The suffix “-ite” has several meanings, most commonly denoting a person from a place or follower of a belief (like Israelite, Thatcherite), a mineral or fossil (like granite, ammonite), or a chemical compound/product (like sulfite, dynamite), often originating from Greek or Latin roots related to “stone” or “belonging to”. It can also signify a segment of a body part (like somite) or a type of salt from an “-ous” acid (like phosphite).


Idioms and Fixed Expressions

English idioms involving meteors are remarkably consistent in their movement logic:

  • a meteoric rise — rapid ascent with minimal preparation
  • to rise like a meteor — sudden visibility and dramatic entry
  • burn bright and fade — brilliance without duration

Principally, the unspoken suggestion is that it’s an earth rock falling back down.

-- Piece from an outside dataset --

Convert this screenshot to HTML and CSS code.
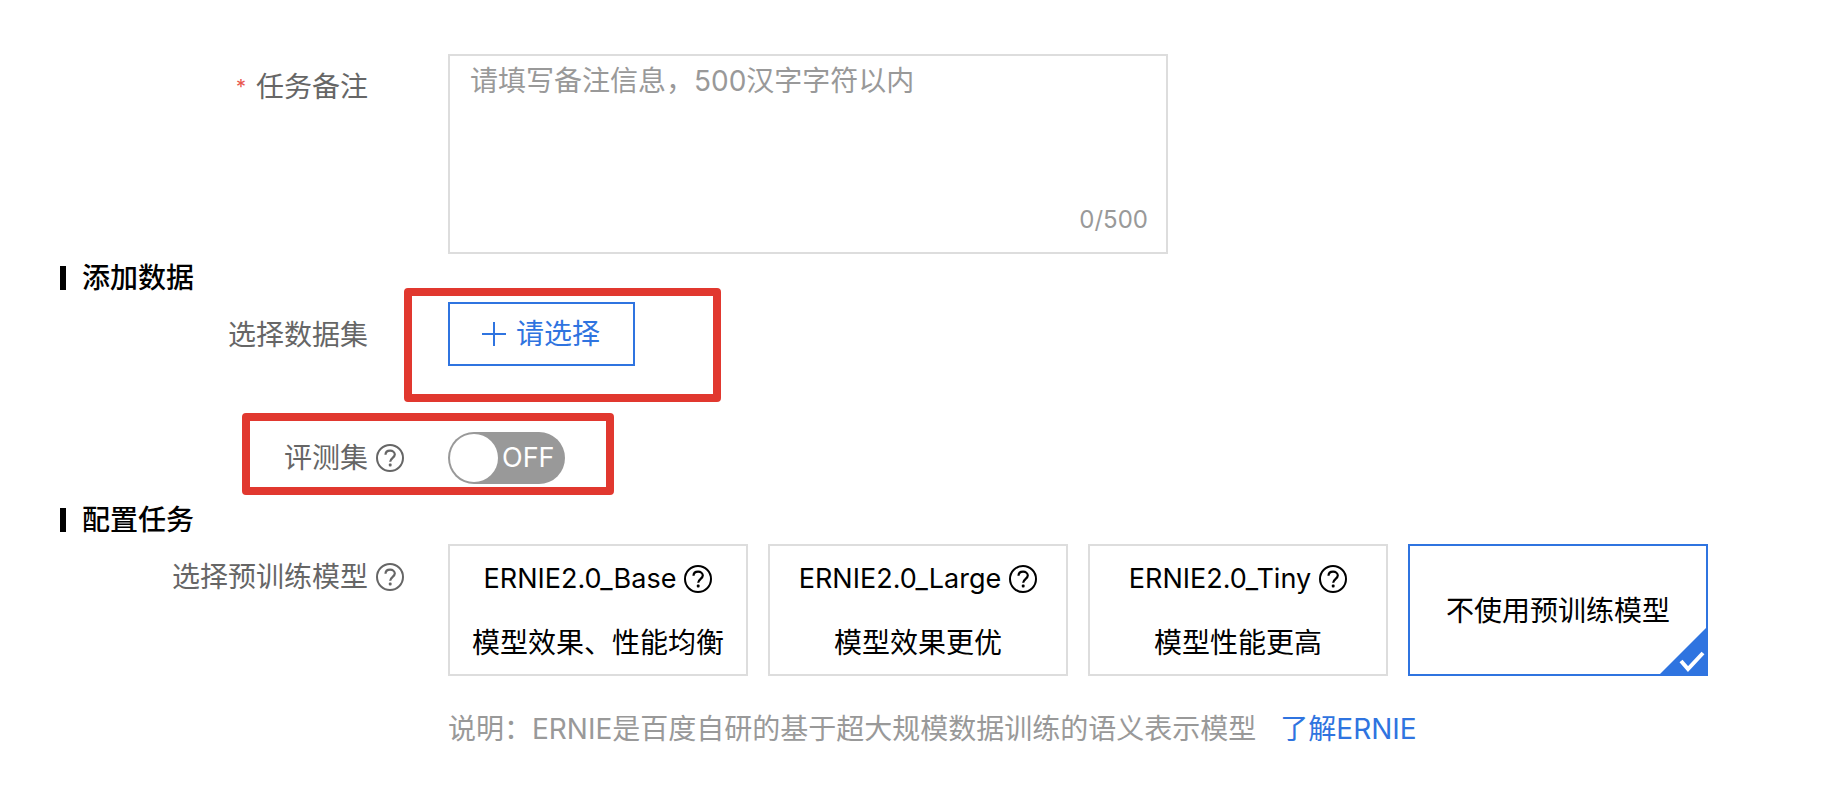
FILE: index.html
```
<!DOCTYPE html>
<html lang="zh-CN">
    <head>
        <meta charset="utf-8">
        <title>新建任务</title>
        <link rel="stylesheet" href="styles.css">
    </head>
    <body>
    <svg class="sprite" aria-hidden="true">
        <symbol id="help" viewBox="0 0 28 28">
            <circle cx="14" cy="14" r="13" fill="none" stroke="currentColor" stroke-width="2"/>
            <path d="M9.500 10.800C9.500 8.200 11.500 6.700 14.100 6.700S18.800 8.300 18.800 10.600C18.800 13.700 14.200 14 14.200 17.800" fill="none" stroke="currentColor" stroke-width="2.200"/>
            <rect x="12.800" y="19.600" width="2.800" height="2.800" rx="1" fill="currentColor"/>
        </symbol>
    </svg>
    <form class="task-form">
        <div class="row">
            <label class="row-label no-help" for="remark"><span class="required">*</span>任务备注</label>
            <div class="remark-box">
                <textarea id="remark" class="remark-input" maxlength="500" placeholder="请填写备注信息，500汉字字符以内"></textarea>
                <span class="remark-count">0/500</span>
            </div>
        </div>

        <h2 class="section-title">添加数据</h2>
        <div class="row row-dataset">
            <label class="row-label no-help" for="dataset">选择数据集</label>
            <div class="dataset-box">
                <button type="button" id="dataset" class="select-button">
                    <svg class="plus" viewBox="0 0 24 24"><path d="M12 0V24M0 12H24" stroke="currentColor" stroke-width="2"/></svg>
                    请选择
                </button>
                <div class="mark mark-dataset"></div>
            </div>
        </div>
        <div class="row row-eval">
            <label class="row-label" for="evalset">评测集<svg class="help"><use href="#help"/></svg></label>
            <label class="switch">
                <input type="checkbox" id="evalset" class="switch-input">
                <span class="switch-knob"></span>
                <span class="switch-text">OFF</span>
            </label>
            <div class="mark mark-eval"></div>
        </div>

        <h2 class="section-title">配置任务</h2>
        <div class="row">
            <div class="row-label" id="model-label">选择预训练模型<svg class="help"><use href="#help"/></svg></div>
            <div class="model-box">
                <div class="models" role="radiogroup" aria-labelledby="model-label">
                    <label class="model">
                        <input type="radio" name="model" class="model-input">
                        <span class="model-name">ERNIE2.0_Base<svg class="help"><use href="#help"/></svg></span>
                        <span>模型效果、性能均衡</span>
                    </label>
                    <label class="model">
                        <input type="radio" name="model" class="model-input">
                        <span class="model-name">ERNIE2.0_Large<svg class="help"><use href="#help"/></svg></span>
                        <span>模型效果更优</span>
                    </label>
                    <label class="model">
                        <input type="radio" name="model" class="model-input">
                        <span class="model-name">ERNIE2.0_Tiny<svg class="help"><use href="#help"/></svg></span>
                        <span>模型性能更高</span>
                    </label>
                    <label class="model model-active">
                        <input type="radio" name="model" class="model-input" checked>
                        <span>不使用预训练模型</span>
                        <svg class="corner" viewBox="0 0 50 50">
                            <path d="M50 0V50H0Z" fill="#2f74e0"/>
                            <path d="M23 35L30 43L45 27" fill="none" stroke="#fff" stroke-width="4"/>
                        </svg>
                    </label>
                </div>
                <p class="note">说明：ERNIE是百度自研的基于超大规模数据训练的语义表示模型<a class="note-link" href="#">了解ERNIE</a></p>
            </div>
        </div>
    </form>
    </body>
</html>
```
FILE: styles.css
```
* {
    box-sizing: border-box;
}

body {
    margin: 0;
    background-color: #fff;
    color: #000;
    font-family: Inter, "Noto Sans CJK SC", sans-serif;
    font-size: 28px;
    line-height: 40px;
}

.sprite {
    display: none;
}

.task-form {
    padding: 54px 60px;
}

.row {
    position: relative;
    display: flex;
    align-items: flex-start;
    gap: 44px;
}

.row-label {
    display: flex;
    flex: 0 0 344px;
    justify-content: flex-end;
    align-items: center;
    gap: 8px;
    height: 66px;
    color: #666;
}

.no-help {
    padding-right: 36px;
}

.required {
    margin-right: 2px;
    color: #e8554d;
    font-size: 20px;
}

.help {
    flex: none;
    width: 28px;
    height: 28px;
}

/* remark */
.remark-box {
    position: relative;
    flex: 0 1 720px;
}

.remark-input {
    display: block;
    width: 100%;
    height: 200px;
    padding: 5px 20px;
    border: 2px solid #ddd;
    border-radius: 0;
    outline: none;
    resize: none;
    font: inherit;
}

.remark-input::placeholder {
    color: #999;
    opacity: 1;
}

.remark-count {
    position: absolute;
    right: 20px;
    bottom: 14px;
    color: #999;
    font-size: 24px;
}

.section-title {
    display: flex;
    align-items: center;
    gap: 16px;
    margin: 0;
    font-size: 28px;
    font-weight: 500;
    line-height: 48px;
}

.section-title::before {
    content: "";
    width: 6px;
    height: 24px;
    background-color: #000;
}

/* dataset */
.row-dataset {
    margin-bottom: 64px;
}

.dataset-box {
    position: relative;
}

.select-button {
    display: flex;
    align-items: center;
    gap: 10px;
    height: 64px;
    padding: 0 33px 0 32px;
    border: 2px solid #2f74e0;
    background-color: #fff;
    color: #2f74e0;
    font: inherit;
    cursor: pointer;
}

.plus {
    width: 24px;
    height: 24px;
}

/* red frames lying over the form */
.mark {
    position: absolute;
    border: 8px solid #e1382f;
    border-radius: 4px;
    pointer-events: none;
}

.mark-dataset {
    top: -14px;
    left: -44px;
    width: 317px;
    height: 114px;
}

.mark-eval {
    top: -19px;
    left: 182px;
    width: 372px;
    height: 82px;
}

/* switch */
.row-eval {
    align-items: center;
    margin-bottom: 12px;
}

.row-eval .row-label {
    height: 52px;
}

.switch {
    display: flex;
    align-items: center;
    gap: 4px;
    width: 117px;
    height: 52px;
    padding: 2px;
    border-radius: 26px;
    background-color: #999;
    color: #fff;
    font-size: 27px;
    cursor: pointer;
}

.switch-input,
.model-input {
    position: absolute;
    margin: 0;
    opacity: 0;
}

.switch-knob {
    flex: none;
    width: 48px;
    height: 48px;
    border-radius: 50%;
    background-color: #fff;
}

/* models */
.model-box {
    flex: 0 1 1260px;
}

.models {
    display: grid;
    grid-template-columns: repeat(4, 1fr);
    gap: 20px;
}

.model {
    position: relative;
    display: flex;
    flex-direction: column;
    justify-content: center;
    align-items: center;
    gap: 24px;
    height: 132px;
    padding-top: 2px;
    border: 2px solid #ddd;
    white-space: nowrap;
    cursor: pointer;
}

.model-name {
    display: flex;
    align-items: center;
    gap: 8px;
    font-size: 27px;
}

.model-active {
    border-color: #2f74e0;
}

.corner {
    position: absolute;
    right: -2px;
    bottom: -2px;
    width: 50px;
    height: 50px;
}

.note {
    margin: 33px 0 0;
    color: #999;
}

.note-link {
    margin-left: 24px;
    color: #2f74e0;
    text-decoration: none;
}
```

Metaphors of Movement Analysis

Within a Metaphors of Movement model, meteor belongs to a distinctive cluster characterised by:

  • upward then downward motion
  • extreme speed
  • lack of control
  • high visibility
  • short duration

This makes the meteor metaphor particularly useful for describing careers, social influence, fame, emotional surges, ideologies, and trends. A meteoric trajectory is movement without containment.


Psychological and Cultural Resonance

Meteor metaphors persist because they encode a cultural ambivalence: awe at rapid ascent paired with anxiety about impermanence. In psychological and narrative contexts, meteoric movement often signals externally driven validation, fragile self-structure, and unsustainable pacing. Something heavily promoted by predatory gurus in the personal development/personal success/financial freedom industry.

The warning implicit in the metaphor is not against success, but against velocity that exceeds integration.


Not everything that rises is ready to remain aloft. As idiot life coaches like to say, “shoot for the stars, if you miss, you will land on the moon.” They say this like it’s a good thing.